Frequently Asked Questions
How long does a typical modeling test take?
Timed in-office tests run 1–3 hours. Take-home case studies give 24–72 hours (but expect to spend 8–15 hours of actual work). Some firms do “paper LBOs” — simplified mental exercises that take 15–20 minutes during a regular interview round.
What Excel skills do I need for modeling tests?
Master shortcuts: Ctrl+C/V, F2 (edit cell), F4 (toggle absolute references), Alt+= (autosum), Ctrl+Shift+L (filters), and Ctrl+[ (trace precedents). Know INDEX/MATCH, SUMPRODUCT, and IF functions cold. Build your models keyboard-only — touching the mouse slows you down.
Can I use templates or pre-built models?
For timed tests, you usually start from a blank workbook — no templates allowed. For take-home cases, you can use your own templates but should customize heavily. Interviewers can tell when outputs come from a template that wasn’t adapted to the specific situation.

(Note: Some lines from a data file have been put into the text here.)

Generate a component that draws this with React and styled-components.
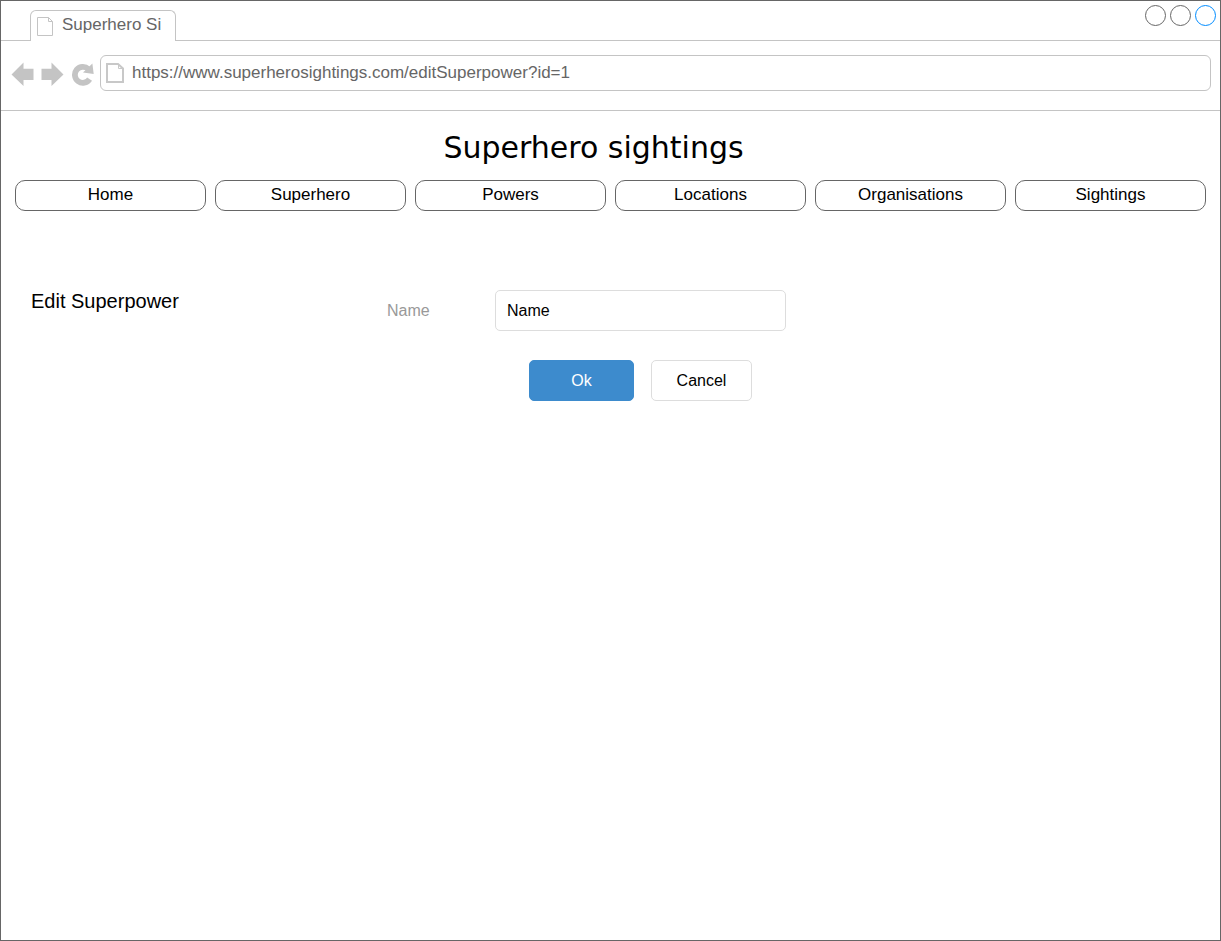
import React from "react";
import styled, { createGlobalStyle } from "styled-components";

const GlobalStyle = createGlobalStyle`
  *, *::before, *::after { box-sizing: border-box; }
  body {
    margin: 0;
    background: #fff;
    color: #000;
    font-family: "Liberation Sans", Arial, sans-serif;
    font-size: 16px;
  }
`;

const Window = styled.div`
  display: flex;
  flex-direction: column;
  min-height: 100vh;
  border: 1px solid #666;
  background: #fff;
`;

const TabStrip = styled.div`
  display: flex;
  justify-content: space-between;
  height: 40px;
  padding: 0 4px 0 29px;
  border-bottom: 1px solid #c4c4c4;
`;

const Tab = styled.div`
  display: flex;
  gap: 9px;
  width: 146px;
  height: 31px;
  margin-top: 9px;
  padding: 5px 6px 0;
  border: 1px solid #c4c4c4;
  border-bottom: 0;
  border-radius: 6px 6px 0 0;
  background: #fff;
  color: #666;
  font-size: 17px;
  line-height: 18px;
  white-space: nowrap;

  svg { margin-top: 1px; }
`;

const WindowControls = styled.div`
  display: flex;
  gap: 4px;
  padding-top: 4px;
`;

const Circle = styled.button`
  width: 21px;
  height: 21px;
  padding: 0;
  border: 1px solid ${(p) => (p.$accent ? "#008cff" : "#666")};
  border-radius: 50%;
  background: #fff;
`;

const Toolbar = styled.div`
  display: flex;
  align-items: flex-start;
  height: 70px;
  padding: 14px 9px 0 10px;
  border-bottom: 1px solid #c4c4c4;
`;

const IconButton = styled.button`
  display: flex;
  align-items: center;
  width: 24px;
  height: 38px;
  margin-right: 6px;
  padding: 0;
  border: 0;
  background: none;

  &:last-of-type { margin-right: 5px; }
`;

const AddressBar = styled.label`
  display: flex;
  flex: 1;
  gap: 8px;
  align-items: center;
  height: 36px;
  padding: 0 5px;
  border: 1px solid #c4c4c4;
  border-radius: 6px;
`;

const AddressInput = styled.input`
  flex: 1;
  min-width: 0;
  height: 20px;
  padding: 0;
  border: 0;
  outline: 0;
  background: none;
  color: #666;
  font-family: inherit;
  font-size: 17px;
`;

const Title = styled.h1`
  margin: 0;
  padding: 19px 34px 0 0;
  font-family: "DejaVu Sans", Verdana, sans-serif;
  font-size: 30px;
  font-weight: 400;
  line-height: 36px;
  text-align: center;
`;

const Nav = styled.nav`
  display: grid;
  grid-template-columns: repeat(6, 1fr);
  gap: 9px;
  padding: 14px 14px 0;
`;

const NavLink = styled.a`
  height: 31px;
  border: 1px solid #666;
  border-radius: 10px;
  color: #000;
  font-size: 17px;
  line-height: 28px;
  text-align: center;
  text-decoration: none;
`;

const Content = styled.main`
  display: flex;
  align-items: flex-start;
  padding: 79px 30px 0;
`;

const Heading = styled.h2`
  width: 356px;
  margin: 0;
  font-size: 20px;
  font-weight: 400;
  line-height: 22px;
`;

const Form = styled.form`
  display: grid;
  grid-template-columns: 108px 291px;
  row-gap: 29px;
  align-items: center;
`;

const Label = styled.label`
  color: #999;
`;

const TextInput = styled.input`
  width: 100%;
  height: 41px;
  padding: 0 11px;
  border: 1px solid #ddd;
  border-radius: 5px;
  background: #fff;
  color: #000;
  font-family: inherit;
  font-size: 16px;
`;

const Actions = styled.div`
  display: flex;
  grid-column: 2;
  gap: 17px;
  justify-content: center;
`;

const Button = styled.button`
  width: ${(p) => (p.$primary ? "105px" : "101px")};
  height: 41px;
  padding: 0;
  border: 1px solid ${(p) => (p.$primary ? "#3d8bcd" : "#ddd")};
  border-radius: 5px;
  background: ${(p) => (p.$primary ? "#3d8bcd" : "#fff")};
  color: ${(p) => (p.$primary ? "#fff" : "#000")};
  font-family: inherit;
  font-size: 16px;
`;

const TabPageIcon = () => (
  <svg width="16" height="19" viewBox="0 0 16 19" fill="none" stroke="#c4c4c4" aria-hidden="true">
    <path d="M0.5 0.5H11.5L15.5 4.5V18.5H0.5Z" />
    <path d="M11.5 0.5V4.5H15.5" />
  </svg>
);

const AddressPageIcon = () => (
  <svg width="18" height="20" viewBox="0 0 18 20" fill="none" stroke="#c8c8c8" aria-hidden="true">
    <path d="M1 1H12L17 5.5V19H1Z" strokeWidth="2" />
    <path d="M12.5 1V5.5H17" />
  </svg>
);

const BackIcon = () => (
  <svg width="24" height="24" viewBox="0 0 24 24" fill="#c4c4c4" aria-hidden="true">
    <path d="M0.5 12.5L12.5 0.5V6.8H22.5V18H12.5V24Z" />
  </svg>
);

const ForwardIcon = () => (
  <svg width="24" height="24" viewBox="0 0 24 24" fill="#c4c4c4" aria-hidden="true">
    <path d="M22.5 12.5L10.5 0.5V6.8H0.5V18H10.5V24Z" />
  </svg>
);

const ReloadIcon = () => (
  <svg width="24" height="24" viewBox="0 0 24 24" aria-hidden="true">
    <path d="M17.4 7A8 8 0 1 0 18.6 17.2" fill="none" stroke="#c4c4c4" strokeWidth="5.8" />
    <path d="M21.4 1.6L22.7 12L12 10.4Z" fill="#c4c4c4" />
  </svg>
);

const links = ["Home", "Superhero", "Powers", "Locations", "Organisations", "Sightings"];

export default function App() {
  return (
    <>
      <GlobalStyle />
      <Window>
        <TabStrip>
          <Tab>
            <TabPageIcon />
            <span>Superhero Si</span>
          </Tab>
          <WindowControls>
            <Circle type="button" aria-label="Minimise" />
            <Circle type="button" aria-label="Maximise" />
            <Circle type="button" aria-label="Close" $accent />
          </WindowControls>
        </TabStrip>
        <Toolbar>
          <IconButton type="button" aria-label="Back"><BackIcon /></IconButton>
          <IconButton type="button" aria-label="Forward"><ForwardIcon /></IconButton>
          <IconButton type="button" aria-label="Reload"><ReloadIcon /></IconButton>
          <AddressBar>
            <AddressPageIcon />
            <AddressInput
              aria-label="Address"
              defaultValue="https://www.superherosightings.com/editSuperpower?id=1"
            />
          </AddressBar>
        </Toolbar>
        <Title>Superhero sightings</Title>
        <Nav>
          {links.map((name) => (
            <NavLink key={name} href="#">{name}</NavLink>
          ))}
        </Nav>
        <Content>
          <Heading>Edit Superpower</Heading>
          <Form onSubmit={(e) => e.preventDefault()}>
            <Label htmlFor="power-name">Name</Label>
            <TextInput id="power-name" defaultValue="Name" />
            <Actions>
              <Button type="submit" $primary>Ok</Button>
              <Button type="button">Cancel</Button>
            </Actions>
          </Form>
        </Content>
      </Window>
    </>
  );
}
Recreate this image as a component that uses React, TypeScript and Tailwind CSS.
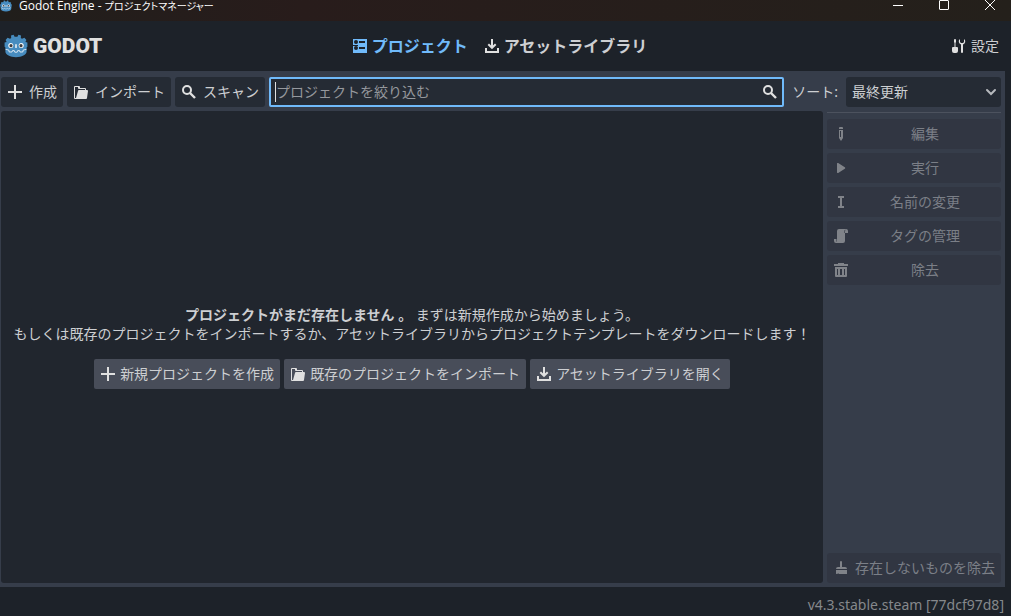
import type { ReactNode } from "react";

const iconClass = "w-4 h-4 shrink-0";

function GodotHead({ className }: { className?: string }) {
  return (
    <svg viewBox="0 0 24 24" className={className} aria-hidden="true">
      <path
        fill="#478cbf"
        d="M9.6.8 7 1.6 7.2 4 6 4.7 3.6 3.8 1.6 6 2.6 8 .6 8.6V12.8L1.4 13.4V17.6C1.4 21 6.4 23.2 12 23.2S22.6 21 22.6 17.6V13.4L23.4 12.8V8.6L21.4 8 22.4 6 20.4 3.8 18 4.7 16.8 4 17 1.6 14.4.8 13.4 2.8H10.6Z"
      />
      <circle cx="6.8" cy="11.6" r="2.5" fill="#fff" />
      <circle cx="17.2" cy="11.6" r="2.5" fill="#fff" />
      <circle cx="7" cy="11.7" r="1.6" fill="#414042" />
      <circle cx="17" cy="11.7" r="1.6" fill="#414042" />
      <path d="M12 10.8v2.6" stroke="#fff" strokeWidth="1.4" strokeLinecap="round" />
      <path
        d="M1.6 15.4 4.8 16 5.2 18H8L8.5 16.6H10.3L10.8 18.2H13.2L13.7 16.6H15.5L16 18H18.8L19.2 16 22.4 15.4"
        fill="none"
        stroke="#fff"
        strokeOpacity=".85"
        strokeWidth=".9"
      />
    </svg>
  );
}

const AddIcon = () => (
  <svg viewBox="0 0 16 16" className={iconClass} aria-hidden="true">
    <path d="M8 1v14M1 8h14" stroke="#e0e0e0" strokeWidth="2" />
  </svg>
);

const FolderIcon = () => (
  <svg viewBox="0 0 16 16" className={iconClass} fill="#e0e0e0" aria-hidden="true">
    <path d="M2 2a1 1 0 0 0-1 1v11a1 1 0 0 0 1 1h1v-1H2V3h3v1a1 1 0 0 0 1 1h6v1h1V5a1 1 0 0 0-1-1H7V3a1 1 0 0 0-1-1z" />
    <path d="M6 6a1 1 0 0 0-1 1L3 14v1h10a1 1 0 0 0 1-1l1-7a1 1 0 0 0-1-1z" />
  </svg>
);

const SearchIcon = () => (
  <svg viewBox="0 0 16 16" className={iconClass} fill="none" stroke="#e0e0e0" strokeWidth="2" aria-hidden="true">
    <circle cx="6" cy="6" r="4" />
    <path d="m9 9 5 5" strokeWidth="2.4" />
  </svg>
);

const DownloadIcon = () => (
  <svg viewBox="0 0 16 16" className={iconClass} fill="none" stroke="#e0e0e0" strokeWidth="2" aria-hidden="true">
    <path d="M8 1v8M4.3 6.2 8 9.8l3.7-3.6M2 10v4h12v-4" />
  </svg>
);

const ProjectListIcon = () => (
  <svg viewBox="0 0 16 16" className={iconClass} aria-hidden="true">
    <path fill="#70bafa" d="M1 1h14v14H1z" />
    <g fill="#1d2229">
      <circle cx="4" cy="4" r="2" />
      <circle cx="4" cy="10" r="2" />
      <path d="M7 3h6v2H7zM7 9h6v2H7zM1 7h5v1H1z" />
    </g>
  </svg>
);

const ToolsIcon = () => (
  <svg viewBox="0 0 16 16" className={iconClass} fill="#e0e0e0" aria-hidden="true">
    <path d="M3.5 1 3 2v2l.5 1v4H2a1 1 0 0 0-1 1v3a2 2 0 0 0 2 2h2a2 2 0 0 0 2-2v-3a1 1 0 0 0-1-1H4.5V5L5 4V2l-.5-1z" />
    <path d="M9 1a3.2 3.2 0 0 0 1 5.6V14a1 1 0 0 0 2 0V6.6A3.2 3.2 0 0 0 13 1v3l-1 1h-2L9 4z" />
  </svg>
);

const EditIcon = () => (
  <svg viewBox="0 0 16 16" className={iconClass} fill="#808389" aria-hidden="true">
    <path d="M7 1a1 1 0 0 0-1 1v1h4V2a1 1 0 0 0-1-1z" />
    <path fillRule="evenodd" d="M6 4v8l2 3 2-3V4zM7 5h1v6H7z" />
  </svg>
);

const PlayIcon = () => (
  <svg viewBox="0 0 16 16" className={iconClass} fill="#808389" aria-hidden="true">
    <path d="M4 3.8v8.4a.8.8 0 0 0 1.2.7l6.6-4.2a.8.8 0 0 0 0-1.4L5.2 3.1a.8.8 0 0 0-1.2.7z" />
  </svg>
);

const RenameIcon = () => (
  <svg viewBox="0 0 16 16" className={iconClass} fill="#808389" aria-hidden="true">
    <path d="M5 2v2h2v8H5v2h6v-2H9V4h2V2z" />
  </svg>
);

const ScriptIcon = () => (
  <svg viewBox="0 0 16 16" className={iconClass} fill="#808389" aria-hidden="true">
    <path d="M6 1a2 2 0 0 0-2 2v8h-.5v2a1 1 0 0 1-.5 1v-3H1v2a2 2 0 0 0 2 2h7a2 2 0 0 0 2-2V5h3V3a2 2 0 0 0-2-2z" />
    <path d="M11.5 5V3a1 1 0 0 1 1-1" fill="none" stroke="#313642" strokeWidth=".6" />
  </svg>
);

const RemoveIcon = () => (
  <svg viewBox="0 0 16 16" className={iconClass} fill="#808389" aria-hidden="true">
    <path d="M5 1v1H1v2h14V2h-4V1z" />
    <path fillRule="evenodd" d="M2 5v9a1 1 0 0 0 1 1h10a1 1 0 0 0 1-1V5zM4 7h1v6H4zM7 7h2v6H7zM11 7h1v6h-1z" />
  </svg>
);

const ClearIcon = () => (
  <svg viewBox="0 0 16 16" className={iconClass} fill="#808389" aria-hidden="true">
    <path d="M8 1a1 1 0 0 0-1 1v5H5a2 2 0 0 0-2 2h11a2 2 0 0 0-2-2H9V2a1 1 0 0 0-1-1z" />
    <path d="M3 10v4l3-.5v.5h8v-4z" />
  </svg>
);

function ToolButton({ icon, children }: { icon: ReactNode; children: ReactNode }) {
  return (
    <button className="flex h-[30px] shrink-0 items-center gap-1.5 rounded-[3px] bg-[#252b34] px-1.5">
      {icon}
      {children}
    </button>
  );
}

function StartButton({ icon, children }: { icon: ReactNode; children: ReactNode }) {
  return (
    <button className="flex h-[30px] items-center gap-1 rounded-[2px] bg-[#484d59] px-1.5">
      {icon}
      {children}
    </button>
  );
}

function SideButton({ icon, children }: { icon: ReactNode; children: ReactNode }) {
  return (
    <button
      disabled
      className="flex h-[30px] shrink-0 items-center gap-1.5 rounded-[3px] bg-[#313642] px-1.5 text-[#7b7f87]"
    >
      {icon}
      <span className="flex-1 text-center whitespace-nowrap">{children}</span>
    </button>
  );
}

const actions = [
  { label: "編集", icon: <EditIcon /> },
  { label: "実行", icon: <PlayIcon /> },
  { label: "名前の変更", icon: <RenameIcon /> },
  { label: "タグの管理", icon: <ScriptIcon /> },
  { label: "除去", icon: <RemoveIcon /> },
];

function TitleBar() {
  return (
    <div className="flex h-[21px] items-start bg-linear-to-r from-[#201e1b] via-[#281c1b] via-30% to-[#24201b] text-white">
      <GodotHead className="h-3 w-3" />
      <span className="ml-[7px] flex-1 font-['Open_Sans','Noto_Sans_CJK_JP',sans-serif] text-xs leading-3 [font-feature-settings:'palt']">
        Godot Engine - <span className="text-[10px]">プロジェクトマネージャー</span>
      </span>
      <div className="flex gap-1">
        <button aria-label="最小化" className="flex w-[42px] justify-center">
          <svg viewBox="0 0 12 12" className="h-3 w-3" stroke="#fff">
            <path d="M1 5.5h10" />
          </svg>
        </button>
        <button aria-label="最大化" className="flex w-[42px] justify-center">
          <svg viewBox="0 0 12 12" className="h-3 w-3" fill="none" stroke="#fff">
            <rect x="1.5" y=".5" width="9" height="9" rx=".5" />
          </svg>
        </button>
        <button aria-label="閉じる" className="flex w-[42px] justify-center">
          <svg viewBox="0 0 12 12" className="h-3 w-3" stroke="#fff">
            <path d="m1 0 10 10M11 0 1 10" />
          </svg>
        </button>
      </div>
    </div>
  );
}

function Header() {
  return (
    <header className="grid h-[50px] grid-cols-[1fr_auto_1fr] items-center pr-3">
      <div className="flex items-center gap-[5px] pl-1">
        <GodotHead className="h-6 w-6" />
        <span className="font-[Roboto,sans-serif] text-[21px] font-black text-[#e0e0e0]">GODOT</span>
      </div>
      <nav className="flex gap-4 text-base font-bold">
        <button className="flex items-center gap-1 text-[#70bafa]">
          <ProjectListIcon />
          プロジェクト
        </button>
        <button className="flex items-center gap-1">
          <DownloadIcon />
          アセットライブラリ
        </button>
      </nav>
      <button className="flex items-center gap-1 justify-self-end">
        <ToolsIcon />
        設定
      </button>
    </header>
  );
}

function Toolbar() {
  return (
    <div className="flex items-center gap-1">
      <ToolButton icon={<AddIcon />}>作成</ToolButton>
      <ToolButton icon={<FolderIcon />}>インポート</ToolButton>
      <ToolButton icon={<SearchIcon />}>スキャン</ToolButton>
      <label className="flex h-[30px] min-w-0 flex-1 items-center rounded-[2px] border-2 border-[#70bafa] bg-[#252b34] px-1">
        {/* text caret */}
        <span className="h-5 w-px bg-[#e0e0e0]" />
        <input
          type="text"
          aria-label="プロジェクトを絞り込む"
          placeholder="プロジェクトを絞り込む"
          className="min-w-0 flex-1 bg-transparent outline-none placeholder:text-[#95989d]"
        />
        <SearchIcon />
      </label>
      <label htmlFor="sort" className="px-1">
        ソート:
      </label>
      <div className="relative w-[155px]">
        <select id="sort" className="h-[30px] w-full appearance-none rounded-[3px] bg-[#252b34] px-1.5">
          <option>最終更新</option>
          <option>名前</option>
          <option>パス</option>
          <option>タグ</option>
        </select>
        <svg
          viewBox="0 0 12 12"
          className="pointer-events-none absolute top-[9px] right-1 h-3 w-3"
          fill="none"
          stroke="#b6b9bd"
          strokeWidth="2"
          strokeLinecap="round"
        >
          <path d="m2 4 4 4 4-4" />
        </svg>
      </div>
    </div>
  );
}

export default function App() {
  return (
    <div className="flex min-h-screen flex-col bg-[#1d2229] font-['Noto_Sans','Noto_Sans_CJK_JP',sans-serif] text-sm text-[#cdcfd2]">
      <TitleBar />
      <Header />
      <main className="mr-1.5 flex flex-1 flex-col gap-1 bg-[#363d4a] py-1 pt-1.5 pr-1 pl-px">
        <Toolbar />
        <div className="flex flex-1 gap-1">
          <section className="flex flex-1 flex-col items-center justify-center rounded-[3px] bg-[#21262e]">
            <p className="text-center leading-[19px]">
              <b>プロジェクトがまだ存在しません 。</b> まずは新規作成から始めましょう。
              <br />
              もしくは既存のプロジェクトをインポートするか、アセットライブラリからプロジェクトテンプレートをダウンロードします！
            </p>
            <div className="mt-4 flex gap-1">
              <StartButton icon={<AddIcon />}>新規プロジェクトを作成</StartButton>
              <StartButton icon={<FolderIcon />}>既存のプロジェクトをインポート</StartButton>
              <StartButton icon={<DownloadIcon />}>アセットライブラリを開く</StartButton>
            </div>
          </section>
          <aside className="flex w-[174px] flex-col gap-1">
            <hr className="mt-px mb-0.5 border-[#4c525e]" />
            {actions.map((a) => (
              <SideButton key={a.label} icon={a.icon}>
                {a.label}
              </SideButton>
            ))}
            <div className="flex-1" />
            <SideButton icon={<ClearIcon />}>存在しないものを除去</SideButton>
          </aside>
        </div>
      </main>
      <footer className="flex h-[29px] items-center justify-end pt-1.5 pr-[7px] text-[#85888c]">
        v4.3.stable.steam [77dcf97d8]
      </footer>
    </div>
  );
}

What happens if I make a mistake in my model?
Small errors are forgivable if your structure and logic are sound. Interviewers often check methodology and approach more than exact numbers. However, major errors (wrong formula for FCF, circular references, broken debt schedule) can disqualify you. Always allocate time for error-checking.
How do case studies differ between IB and PE interviews?
IB tests typically focus on valuation (DCF + comps) and merger analysis. PE tests center on LBO modeling and investment decision-making. PE case studies also tend to ask “would you invest?” requiring you to form and defend a recommendation, not just crunch numbers.